=== Task objective ===
Starting at the first line of the listing below, repeat each line exactly until the line containing "left-[-70px] top-[155px] w-[95px]", which you include. Leave out pictures.

+-------+

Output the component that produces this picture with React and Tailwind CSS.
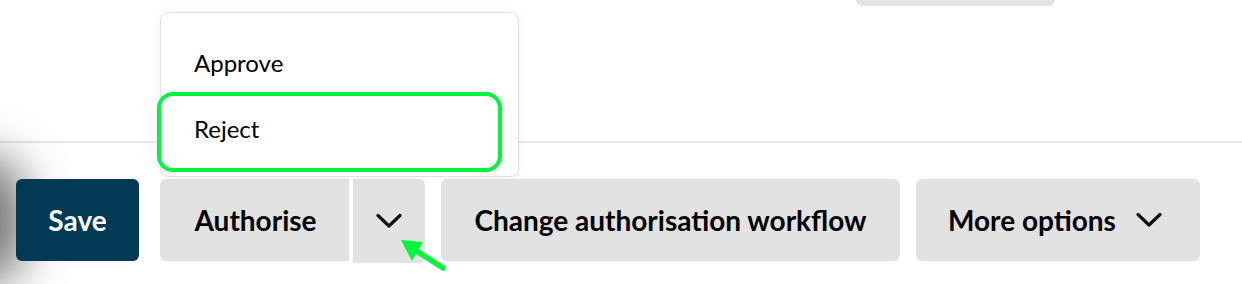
import React from "react";

function Chevron({ className = "" }) {
  return (
    <svg className={className} width="26" height="16" viewBox="0 0 26 16" fill="none">
      <path d="M2 2.5 L13 13 L24 2.5" stroke="#111" strokeWidth="3.2" strokeLinecap="round" strokeLinejoin="round" />
    </svg>
  );
}

export default function App() {
  return (
    <div className="relative w-[1242px] h-[284px] bg-white overflow-hidden" style={{ fontFamily: "Lato, 'Open Sans', sans-serif" }}>
      {/* left shadow from offscreen element */}
      <div className="absolute left-[-70px] top-[155px] w-[95px] h-[130px] rounded-full bg-black/55 blur-[24px]" />

      {/* top area */}
      <div className="h-[141px] flex">
        <div className="ml-[856px] w-[199px] h-[6px] bg-[#e3e3e3] rounded-b-[7px]" />
      </div>
      <div className="h-[2px] bg-[#e6e6e6]" />

      {/* button row */}
      <div className="relative flex items-start pl-[16px] pt-[36px]">
        <button className="w-[123px] h-[82px] rounded-[6px] bg-[#023a56] text-white text-[28px] font-bold flex items-center justify-center">
          Save
        </button>
        <div className="ml-[21px] flex items-start">
          <button className="w-[189px] h-[82px] rounded-l-[6px] bg-[#e2e2e2] text-black text-[28px] font-bold flex items-center justify-center pl-[2px]">
            Authorise
          </button>
          <button className="ml-[4px] w-[72px] h-[84px] rounded-r-[6px] bg-[#e2e2e2] flex items-center justify-center">
            <Chevron />
          </button>
        </div>
        <button className="ml-[16px] w-[459px] h-[82px] rounded-[6px] bg-[#e2e2e2] text-black text-[28px] font-bold flex items-center justify-center">
          Change authorisation workflow
        </button>
        <button className="ml-[16px] w-[284px] h-[82px] rounded-[6px] bg-[#e2e2e2] text-black text-[28px] font-bold flex items-center pl-[32px] gap-[20px]">
          <span>More options</span>
          <Chevron />
        </button>
      </div>

      {/* dropdown menu */}
      <div className="absolute left-[160px] top-[12px] w-[359px] h-[165px] bg-white border-[1.5px] border-[#e2e2e2] rounded-[8px] shadow-[0_0_12px_rgba(0,0,0,0.05)]">
        <div className="pl-[33px] pt-[38px] text-[24px] text-black leading-none">Approve</div>
        <div className="pl-[33px] pt-[42px] text-[24px] text-black leading-none">Reject</div>
      </div>

      {/* green highlight */}
      <div className="absolute left-[157px] top-[92px] w-[345px] h-[80px] rounded-[16px] border-[4px] border-[#00f53c]" />

      {/* green arrow */}
      <svg className="absolute left-[390px] top-[230px]" width="60" height="45" viewBox="0 0 60 45">
        <line x1="53" y1="38" x2="22" y2="18" stroke="#00f53c" strokeWidth="5.5" strokeLinecap="round" />
        <polygon points="11,10 33,12 22,31" fill="#00f53c" />
      </svg>
    </div>
  );
}
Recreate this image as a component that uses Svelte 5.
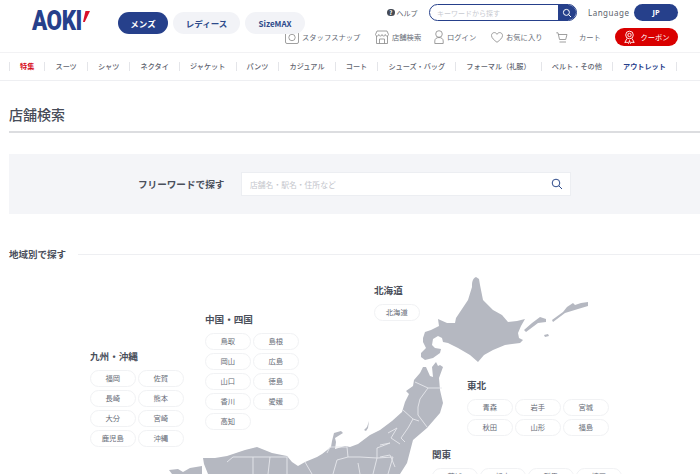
<script>
  const nav = ['特集','スーツ','シャツ','ネクタイ','ジャケット','パンツ','カジュアル','コート','シューズ・バッグ','フォーマル（礼服）','ベルト・その他','アウトレット'];
  const regions = [
    { name: '北海道', x: 374, y: 283, cols: 1, items: ['北海道'] },
    { name: '中国・四国', x: 205, y: 312, cols: 2, items: ['鳥取','島根','岡山','広島','山口','徳島','香川','愛媛','高知'] },
    { name: '九州・沖縄', x: 90, y: 349, cols: 2, items: ['福岡','佐賀','長崎','熊本','大分','宮崎','鹿児島','沖縄'] },
    { name: '東北', x: 467, y: 378, cols: 3, items: ['青森','岩手','宮城','秋田','山形','福島'] },
    { name: '関東', x: 432, y: 447, cols: 4, items: ['茨城','栃木','群馬','埼玉'] }
  ];
</script>

<div class="page">
  <header class="head">
    <div class="brand">
      <div class="logo"><span class="aoki">AOKI</span><i class="slash"></i></div>
      <div class="genders">
        <span class="g on">メンズ</span>
        <span class="g w1">レディース</span>
        <span class="g w2">SizeMAX</span>
      </div>
    </div>
    <div class="tools">
      <div class="row1">
        <span class="help"><b>?</b>ヘルプ</span>
        <div class="search">
          <span class="ph">キーワードから探す</span>
          <span class="sbtn">
            <svg width="10" height="10" viewBox="0 0 10 10" fill="none" stroke="#fff" stroke-width="1"><circle cx="4.4" cy="4.4" r="3"/><path d="M6.6 6.6 9 9"/></svg>
          </span>
        </div>
        <span class="lang">Language</span>
        <span class="jp">JP</span>
      </div>
      <div class="row2">
        <span class="t t1">
          <svg width="14" height="14" viewBox="0 0 14 14" fill="none" stroke="#888" stroke-width=".8"><rect x=".5" y="1.5" width="13" height="12" rx="1.5"/><circle cx="7" cy="7.5" r="3.2"/><path d="M3 1.5 4 .5h6l1 1"/></svg>
          スタッフスナップ
        </span>
        <span class="t t2">
          <svg width="14" height="14" viewBox="0 0 14 14" fill="none" stroke="#888" stroke-width=".8"><path d="M1.5 6v7.5h11V6M.5 4.500 2 1h10l1.500 3.500c0 2-3 2-3.250 0 0 2-3 2-3.250 0 0 2-3 2-3.250 0 0 2-3.250 2-3.250 0Z"/><path d="M4.500 13.500V9h5v4.500"/></svg>
          店舗検索
        </span>
        <span class="t t3">
          <svg width="10" height="14" viewBox="0 0 10 14" fill="none" stroke="#888" stroke-width=".8"><circle cx="5" cy="4" r="3.300"/><path d="M.8 13.500V11c0-2 1.500-3.500 4.200-3.500S9.200 9 9.200 11v2.500Z"/></svg>
          ログイン
        </span>
        <span class="t t4">
          <svg width="12" height="11" viewBox="0 0 12 11" fill="none" stroke="#888" stroke-width=".8"><path d="M6 10.300C3 8 .5 6 .5 3.500 .5 1.800 1.800.6 3.300.6 4.500.6 5.500 1.300 6 2.300 6.500 1.300 7.500.6 8.700.6c1.500 0 2.800 1.200 2.800 2.900C11.500 6 9 8 6 10.300Z"/></svg>
          お気に入り
        </span>
        <span class="t t5">
          <svg width="12" height="11" viewBox="0 0 12 11" fill="none" stroke="#888" stroke-width=".8"><path d="M.3.800h1.700l1.500 6.700h6.200L11 2.500H2.400M3.500 10h6.500"/></svg>
          <em>カート</em>
        </span>
        <span class="coupon">
          <svg width="13" height="14" viewBox="0 0 13 14" fill="none" stroke="#fff" stroke-width=".9"><circle cx="6.500" cy="5" r="3.800"/><circle cx="6.500" cy="5" r="1.700"/><path d="M4 8.500 1.800 12.500l2.400-.3 1.300 1.300 1-3 1 3 1.300-1.300 2.400.3L9 8.500"/></svg>
          クーポン
        </span>
      </div>
    </div>
  </header>

  <nav class="nav">
    {#each nav as n, i}
      <span class="ni" class:red={i === 0} class:blue={i === 11}>{n}</span>
    {/each}
  </nav>

  <main class="main">
    <h1 class="title">店舗検索</h1>
    <section class="band">
      <span class="flabel">フリーワードで探す</span>
      <div class="finput">
        <span>店舗名・駅名・住所など</span>
        <svg width="12" height="12" viewBox="0 0 12 12" fill="none" stroke="#2d4a8a" stroke-width="1"><circle cx="5" cy="5" r="3.800"/><path d="M7.800 7.800 11 11"/></svg>
      </div>
    </section>
    <div class="area"><h2>地域別で探す</h2><hr /></div>
  </main>

  <svg class="map" width="700" height="474" viewBox="0 0 700 474">
    <g fill="#b5b8c1">
      <path d="M476 277C472 279 472 283 472 287L468 300 460 312 456 318 455 323 447 323 438 319 439 326 431 330 425 332 423 338 423 342 426 348 421 353 421 357 425 360 433 358 440 353 441 349 435 348 432 345 433 339 438 336 442 338 443 342 448 343 458 348 470 355 478 362 484 355 493 350 505 345 520 343 523 340 519 338 518 333 521 326 525 319 517 321 508 322 502 315 493 310 483 300 480 285 479 279Z"/>
      <path d="M524 330 532 323 540 317 546 319 546 322 538 323 526 332Z"/>
      <path d="M552 320 563 312 567 307 573 303 575 305 581 303 588 302 588 306 578 309 565 313 553 322Z"/>
      <path d="M544 335 548 334 549 336 545 337Z"/>
      <path d="M436 362 432 367 433 377 430 376 426 367 423 367 420 373 414 380 413 386 406 391 409 394 405 402 402 412 392 421 380 430 370 435 358 444 350 447 345 446 335 449 336 442 335 438 343 433 341 431 334 433 332 441 331 447 322 454 317 457 305 462 298 466 292 462 287 456 272 453 257 447 245 450 227 456 215 458 203 458 204 464 208 474 400 474 407 463 413 440 427 428 440 413 443 403 440 390 439 378 443 367 440 365 438 366Z"/>
      <path d="M169 470 178 469 183 472 190 468 202 466 202 474 172 474Z"/>
      <path d="M369 421 367 427 364 430 366 431 368 428Z"/>
    </g>
    <g fill="none" stroke="#e6e8ec" stroke-width=".9">
      <path d="M415 382 428 388 442 388M428 388 420 399 418 407 418 415 427 427M403 410 413 419 419 421M413 419 408 428 401 438 405 442M388 433 397 428 391 438 400 444M380 445 390 443M380 457 390 455 395 467"/>
      <path d="M227 462 233 457 253 457 253 474M253 457 270 457 268 474M270 457 287 457 287 474M327 453 330 447 347 447 348 457 337 460 333 474M348 457 360 457 377 458 377 448 390 443M358 463 360 474M377 458 373 474M377 458 393 457 388 474M305 462 312 474"/>
    </g>
  </svg>

  {#each regions as r}
    <div class="region" style="left:{r.x}px;top:{r.y}px;grid-template-columns:repeat({r.cols},45.500px)">
      <h3 style="grid-column:1 / -1">{r.name}</h3>
      {#each r.items as it}<span class="pref">{it}</span>{/each}
    </div>
  {/each}
</div>

<style>
  :global(body) { margin: 0; background: #fff; }
  .page {
    position: relative; width: 700px; height: 474px; overflow: hidden;
    font-family: "Noto Sans CJK JP", "Noto Sans", sans-serif; color: #3a3f4b;
  }
  .head { height: 52px; display: flex; border-bottom: 1px solid #f2f2f4; }
  .brand { display: flex; align-items: flex-start; width: 285px; flex: none; position: relative; z-index: 1; }
  .logo { position: relative; width: 86px; margin-left: 32px; height: 34px; flex: none; }
  .aoki {
    position: absolute; left: 0; top: 8px; font: 900 27px/27px Roboto, sans-serif; color: #26408b;
    transform: scaleX(.83); transform-origin: left center; letter-spacing: -.5px;
  }
  .slash { position: absolute; left: 51px; top: 11px; width: 7px; height: 11px; background: #d8102a; clip-path: polygon(35% 0, 100% 0, 25% 100%, 0 100%); }
  .genders { display: flex; gap: 5px; margin-top: 12px; flex: none; }
  .g {
    height: 22px; width: 60px; border-radius: 11px; background: #f2f3f7; color: #2d4a8a; flex: none;
    display: flex; align-items: center; justify-content: center; font-size: 8.500px; font-weight: 700;
  }
  .g.on { background: #26408b; color: #fff; width: 50px; }
  .g.w1 { width: 67px; }
  .g.w2 { font-size: 8px; }
  .tools { width: 415px; padding-top: 4px; flex: none; }
  .row1 { display: flex; align-items: center; height: 17px; margin-left: 102px; }
  .help { display: flex; align-items: center; font-size: 7px; color: #5a5f6b; width: 42px; flex: none; }
  .help b {
    width: 7.500px; height: 7.500px; border-radius: 50%; background: #444a55; color: #fff;
    font-size: 6px; line-height: 7.500px; text-align: center; margin-right: 2px;
  }
  .search {
    width: 148px; height: 17px; box-sizing: border-box; border: 1px solid #26408b; border-radius: 9px; flex: none;
    display: flex; align-items: center; justify-content: space-between; overflow: hidden;
  }
  .ph { font-size: 7px; color: #c8cad0; margin-left: 7px; }
  .sbtn { width: 18px; height: 100%; background: #26408b; display: flex; align-items: center; justify-content: center; }
  .lang { font: 8px "Noto Sans", sans-serif; letter-spacing: .5px; color: #5a5f6b; margin-left: 11px; width: 46px; flex: none; }
  .jp {
    width: 44px; height: 17px; border-radius: 9px; background: #26408b; color: #fff; font: 700 7.500px/17px "Noto Sans", sans-serif;
    text-align: center; flex: none;
  }
  .row2 { position: relative; display: flex; align-items: center; height: 18px; margin-top: 7px; }
  .t { display: flex; align-items: center; gap: 3px; font-size: 7.300px; color: #666b76; white-space: nowrap; flex: none; }
  .t1 { width: 90px; }
  .t2 { width: 59px; }
  .t3 { width: 57px; }
  .t4 { width: 65px; }
  .t5 { width: 59px; }
  .t5 em { font-style: normal; margin-left: 8px; }
  .coupon {
    width: 63px; height: 18px; border-radius: 9px; background: #d90000; color: #fff; font-size: 7.300px; flex: none;
    display: flex; align-items: center; justify-content: center; gap: 4px; box-sizing: border-box;
  }
  .nav { height: 27px; display: flex; align-items: center; padding-left: 9px; border-bottom: 1px solid #eeeff2; }
  .ni {
    font-size: 7.150px; font-weight: 500; padding: 0 10.100px 0 10.100px; line-height: 9px; color: #5f6470; white-space: nowrap;
    border-left: 1px solid #e4e5e9;
  }
  .ni:first-child { padding-left: 10px; }
  .red { color: #d60a1c; font-weight: 700; }
  .blue { color: #26408b; font-weight: 700; border-right: 1px solid #e4e5e9; }
  .main { padding-left: 9px; }
  .title {
    margin: 0; padding-top: 23px; height: 27px; font-size: 14px; line-height: 21px; font-weight: 500;
    color: #474c58; border-bottom: 2px solid #dcdde0;
  }
  .band {
    margin-top: 21px; height: 60px; background: #f4f5f8; display: flex; align-items: center;
    padding-left: 129px;
  }
  .flabel { width: 103px; font-size: 9.600px; font-weight: 700; color: #4a4f5b; white-space: nowrap; flex: none; }
  .finput {
    width: 330px; height: 24px; box-sizing: border-box; background: #fff; border: 1px solid #eceef2; flex: none;
    display: flex; align-items: center; justify-content: space-between; padding: 0 7px 0 8px;
    font-size: 7.800px; color: #c4c6cc;
  }
  .area { display: flex; align-items: center; margin-top: 32px; height: 16px; }
  .area h2 { margin: 0; font-size: 9.500px; font-weight: 700; color: #4a4f5b; white-space: nowrap; }
  .area hr { flex: 1; margin: 0 0 0 12px; border: 0; border-top: 1px solid #eeeff2; }
  .map { position: absolute; left: 0; top: 0; }
  .region { position: absolute; display: grid; row-gap: 2.500px; column-gap: 2.500px; }
  .region h3 { margin: 0 0 4px; font-size: 9.600px; line-height: 14px; font-weight: 700; color: #4a4f5b; white-space: nowrap; }
  .pref {
    height: 17.500px; box-sizing: border-box; border: 1px solid #f1f2f4; border-radius: 9px; background: #fff;
    font-size: 7.300px; line-height: 15.500px; text-align: center; color: #666b76;
  }
</style>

+-------+

=== Exercise solution ===
Output the component that produces this picture with React and Tailwind CSS.
import React from "react";

function Chevron({ className = "" }) {
  return (
    <svg className={className} width="26" height="16" viewBox="0 0 26 16" fill="none">
      <path d="M2 2.5 L13 13 L24 2.5" stroke="#111" strokeWidth="3.2" strokeLinecap="round" strokeLinejoin="round" />
    </svg>
  );
}

export default function App() {
  return (
    <div className="relative w-[1242px] h-[284px] bg-white overflow-hidden" style={{ fontFamily: "Lato, 'Open Sans', sans-serif" }}>
      {/* left shadow from offscreen element */}
      <div className="absolute left-[-70px] top-[155px] w-[95px] h-[130px] rounded-full bg-black/55 blur-[24px]" />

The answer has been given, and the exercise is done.